Dauerhafte Mehrwertsteuersenkung in der Gastronomie?

Die Wirtschaftsminister der Länder fordern, die befristet geltende Senkung der Umsatzsteuersätze zu entfristen und überdies auch den Steuersatz auf Getränke zu senken.
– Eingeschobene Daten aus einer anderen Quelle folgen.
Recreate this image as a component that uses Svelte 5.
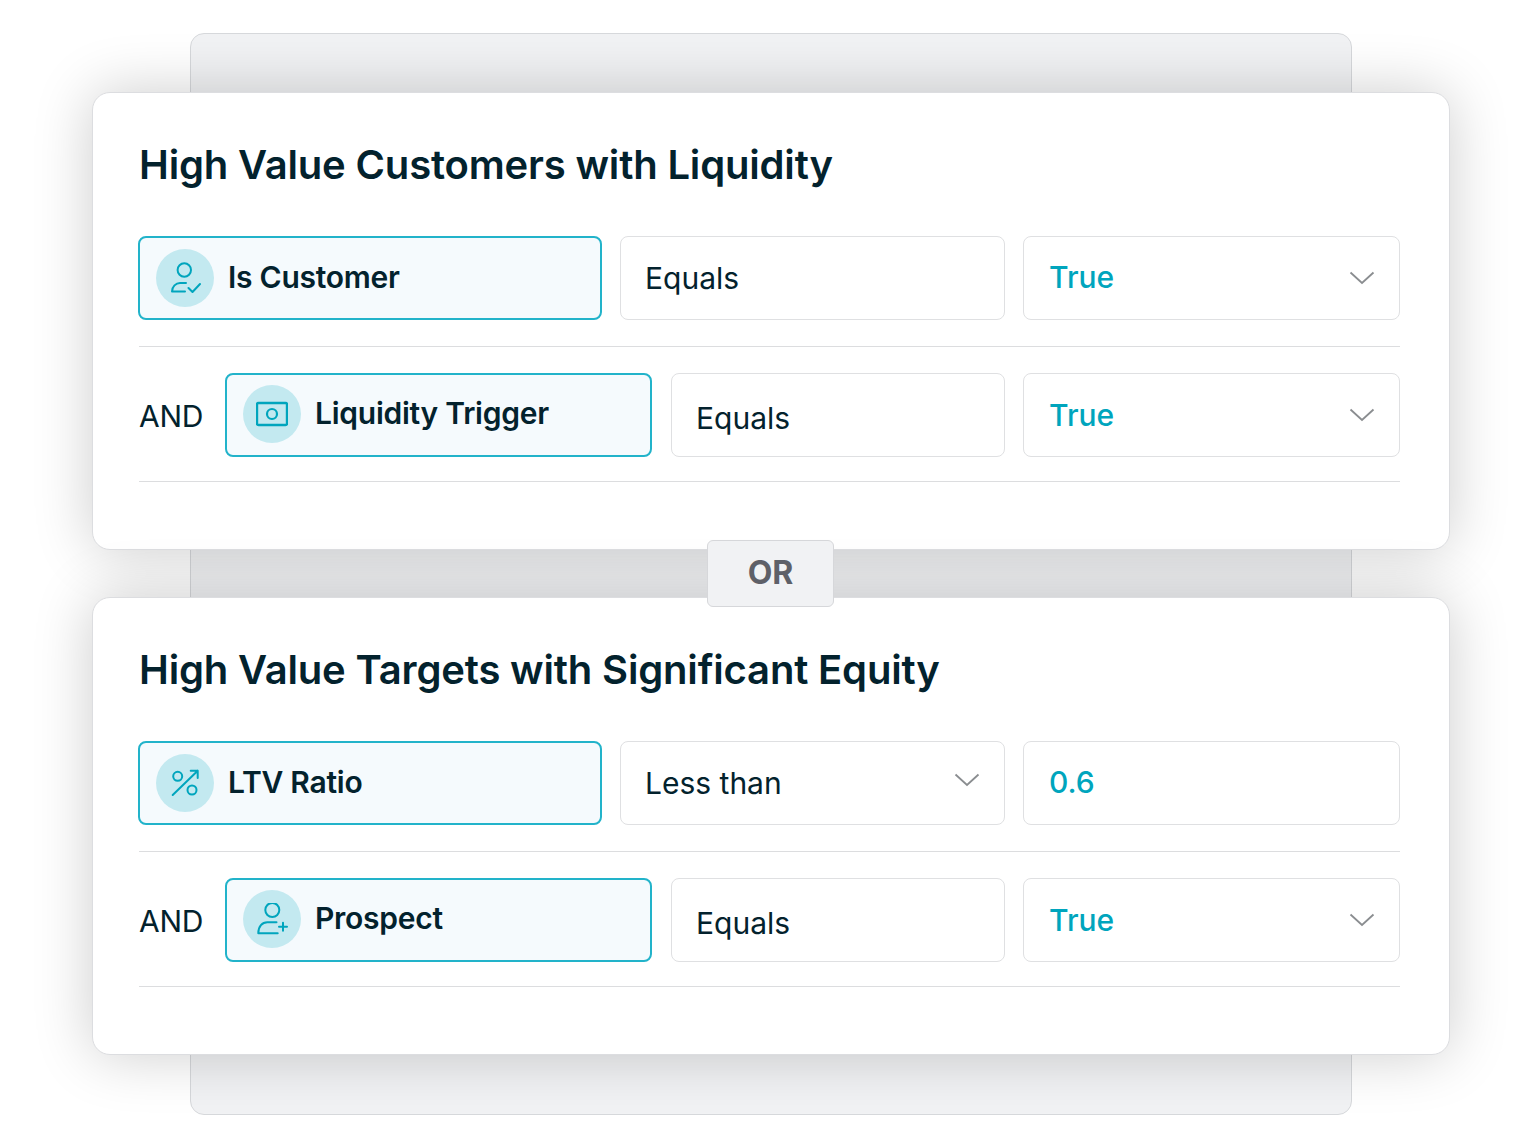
<script>
  let groups = [
    {
      title: 'High Value Customers with Liquidity',
      rows: [
        { icon: 'check', name: 'Is Customer', op: 'Equals', val: 'True', caret: 'val' },
        { icon: 'money', name: 'Liquidity Trigger', op: 'Equals', val: 'True', caret: 'val', and: true }
      ]
    },
    {
      title: 'High Value Targets with Significant Equity',
      rows: [
        { icon: 'pct', name: 'LTV Ratio', op: 'Less than', val: '0.6', caret: 'op' },
        { icon: 'plus', name: 'Prospect', op: 'Equals', val: 'True', caret: 'val', and: true }
      ]
    }
  ]
</script>

{#snippet chevron()}
  <svg class="chev" width="26" height="14" viewBox="0 0 26 14" fill="none" stroke="#8a8d90" stroke-width="1.8">
    <path d="M1.5 1.5 L13 12 L24.5 1.5" />
  </svg>
{/snippet}

<div class="stage">
  <div class="back"></div>
  {#each groups as g, gi}
    <section class="card">
      <h2>{g.title}</h2>
      {#each g.rows as r}
        <div class="row" class:second={r.and}>
          {#if r.and}<span class="and">AND</span>{/if}
          <div class="field">
            <span class="badge">
              <svg width="32" height="32" viewBox="0 0 32 32" fill="none" stroke="#00a5bd" stroke-width="2" stroke-linecap="round" stroke-linejoin="round">
                {#if r.icon == 'check'}
                  <circle cx="15.3" cy="8" r="6.7" />
                  <path d="M3 29.5 H16 M3 29.5 C3 24.5 7 21 11 21 H17" />
                  <path d="M19.5 26 L23.5 30 L31 22" />
                {:else if r.icon == 'money'}
                  <rect x="1" y="5" width="30" height="22" rx="1.5" stroke-width="2.4" />
                  <circle cx="16" cy="16" r="5" stroke-width="2.2" />
                {:else if r.icon == 'pct'}
                  <circle cx="8.7" cy="9.3" r="4.5" />
                  <circle cx="23" cy="23" r="4.5" />
                  <path d="M3.7 28 L28.7 3.7 M21.7 3.7 H28.7 V11" />
                {:else}
                  <circle cx="16.3" cy="7" r="7" />
                  <path d="M2.3 30.3 H21.7 M2.3 30.3 C2.3 23.3 6.3 19.3 11.3 19.3 H20.5" />
                  <path d="M27 19.7 V27.7 M23 23.7 H31" />
                {/if}
              </svg>
            </span>
            <span class="name">{r.name}</span>
          </div>
          <div class="box op">
            <span>{r.op}</span>
            {#if r.caret == 'op'}{@render chevron()}{/if}
          </div>
          <div class="box val">
            <span>{r.val}</span>
            {#if r.caret == 'val'}{@render chevron()}{/if}
          </div>
        </div>
        <hr />
      {/each}
    </section>
    {#if gi == 0}
      <div class="or">OR</div>
    {/if}
  {/each}
</div>

<style>
  :global(body) {
    margin: 0;
    background: #fff;
  }
  .stage {
    position: relative;
    box-sizing: border-box;
    width: 1540px;
    height: 1148px;
    padding: 92px 90px 0 92px;
    display: flex;
    flex-direction: column;
    gap: 47px;
    font-family: Inter, "Liberation Sans", sans-serif;
    color: #03222d;
    overflow: hidden;
  }
  .back {
    position: absolute;
    left: 190px;
    top: 33px;
    width: 1160px;
    height: 1080px;
    border: 1px solid #d6d8db;
    border-radius: 14px;
    background: #f1f2f4;
  }
  .card {
    position: relative;
    box-sizing: border-box;
    height: 458px;
    padding: 46px 49px 0 46px;
    background: #fff;
    border: 1px solid #dcdde0;
    border-radius: 18px;
    box-shadow: 0 0 60px rgba(0, 0, 0, 0.2);
  }
  h2 {
    margin: 0 0 45px;
    font-size: 40px;
    line-height: 52px;
    font-weight: 600;
    letter-spacing: -0.17px;
  }
  .row {
    display: grid;
    grid-template-columns: 464px 385px 377px;
    gap: 18px;
    height: 84px;
    margin-left: -1px;
  }
  .row.second {
    grid-template-columns: 427px 335px 377px;
    position: relative;
    padding-left: 86px;
    margin-left: 0;
  }
  .and {
    position: absolute;
    left: 0;
    top: 0;
    line-height: 86px;
    font-size: 30px;
    letter-spacing: -0.3px;
  }
  .field {
    box-sizing: border-box;
    display: flex;
    align-items: center;
    gap: 14px;
    padding-left: 16px;
    background: #f5fafd;
    border: 2px solid #22b3ca;
    border-radius: 8px;
  }
  .second .field {
    padding-bottom: 2px;
  }
  .badge {
    width: 58px;
    height: 58px;
    border-radius: 50%;
    background: #c3e9f0;
    display: flex;
    align-items: center;
    justify-content: center;
    flex: none;
  }
  .name {
    font-size: 30px;
    font-weight: 600;
    letter-spacing: -0.25px;
    margin-top: -2px;
  }
  .box {
    box-sizing: border-box;
    display: flex;
    align-items: center;
    justify-content: space-between;
    padding: 0 24px 0 24px;
    background: #fff;
    border: 1px solid #dfe0e2;
    border-radius: 8px;
    font-size: 30px;
  }
  .second .op {
    margin-left: 1px;
    padding-top: 5px;
  }
  .op .chev {
    margin-top: -6px;
  }
  .val {
    padding-left: 25px;
    color: #00a5bd;
    font-weight: 500;
  }
  .val span {
    margin-top: -2px;
  }
  .second .val span {
    margin-top: -1px;
  }
  hr {
    margin: 26px 0 26px;
    border: none;
    border-top: 1px solid #dcdddf;
  }
  .second + hr {
    margin-top: 24px;
  }
  .or {
    position: absolute;
    left: 707px;
    top: 540px;
    box-sizing: border-box;
    width: 127px;
    height: 67px;
    padding-bottom: 2px;
    display: flex;
    align-items: center;
    justify-content: center;
    background: #f1f2f4;
    border: 1px solid #d6d7da;
    border-radius: 6px;
    font-size: 32px;
    font-weight: 700;
    color: #5e6068;
    z-index: 2;
  }
</style>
Was ist von diesem Plan zu halten?

Hintergrund

Die Umsatzsteuer für Restaurant- und Verpflegungsdienstleistungen mit Ausnahme der Abgabe von Getränken wurde durch das Corona-Steuerhilfegesetz ab dem 1.7.2020 befristet bis 30.6.2021 von 19 Prozent auf 7 Prozent abgesenkt (v. 19.6.2020, BGBl 2020 I S. 1385). Mit dem Zweiten Corona-SteuerhilfeG wurde für die Zeit vom 1.7.2020 bis 31.12.2020 überdies der allgemeine Steuersatz von 19 Prozent auf 16 Prozent und der ermäßigte Steuersatz von 7 Prozent auf 5 Prozent gesenkt (v. 29.6.2020, BGBl 2020 I S. 1512). Überlegungen, diese allgemein geltende Senkung mit Rücksicht auf den administrativen Aufwand der Wirtschaft und der Finanzverwaltung bei der ab 1.1.2021 erforderlichen „Rückabwicklung“ hat die Politik eine Absage erteilt. Ab 01.07.2021 gilt dann wieder der allgemeine Steuersatz von 19 Prozent.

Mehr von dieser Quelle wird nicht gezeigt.